Mais, l’expérience nous a appris qu’un vieux est toujours quelqu’un qui nous dépasse de quelque dix ans. Pour un homme de 70 ans, un vieux est celui qui a 80 ans. «On a l’impression d’avoir de l’âge», dit un vieux de 92 ans. On n’a pas le sentiment d’être vieux lorsqu’on a la santé et les moyens de vivre. Que c’est dur d’être vieux et pauvre ! Des écrivains nous les ont bien dépeints en train de se débattre dans les pires difficultés. Le père d’Amar Oukaci dans la Terre et le Sang en est un exemple typique.

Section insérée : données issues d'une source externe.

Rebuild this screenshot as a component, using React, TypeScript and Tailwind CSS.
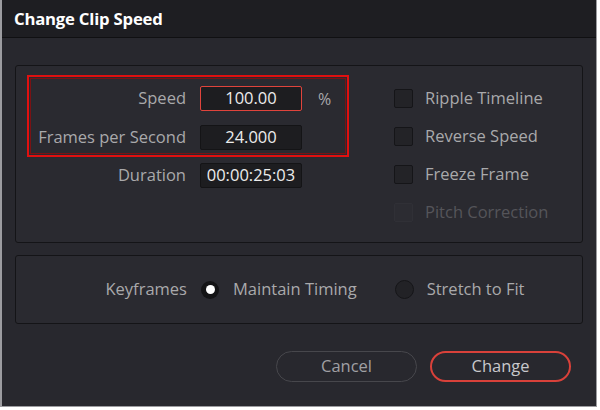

Il a travaillé comme un nègre et au soir de sa vie, il a été abandonné par son fils unique, au point de se sentir obligé de vendre toutes ses propriétés pour acheter de quoi survivre avec sa vieille. Laissons à Tchekhov le soin de conclure : «Nous travaillons pour les autres jusqu’à notre vieillesse et quand notre heure viendra, nous mourrons sans murmure et nous dirons dans, l’autre monde que nous avons souffert, que nous avons pleuré, que nous avons vécu de longues années d’amertume et Dieu aura pitié de nous…».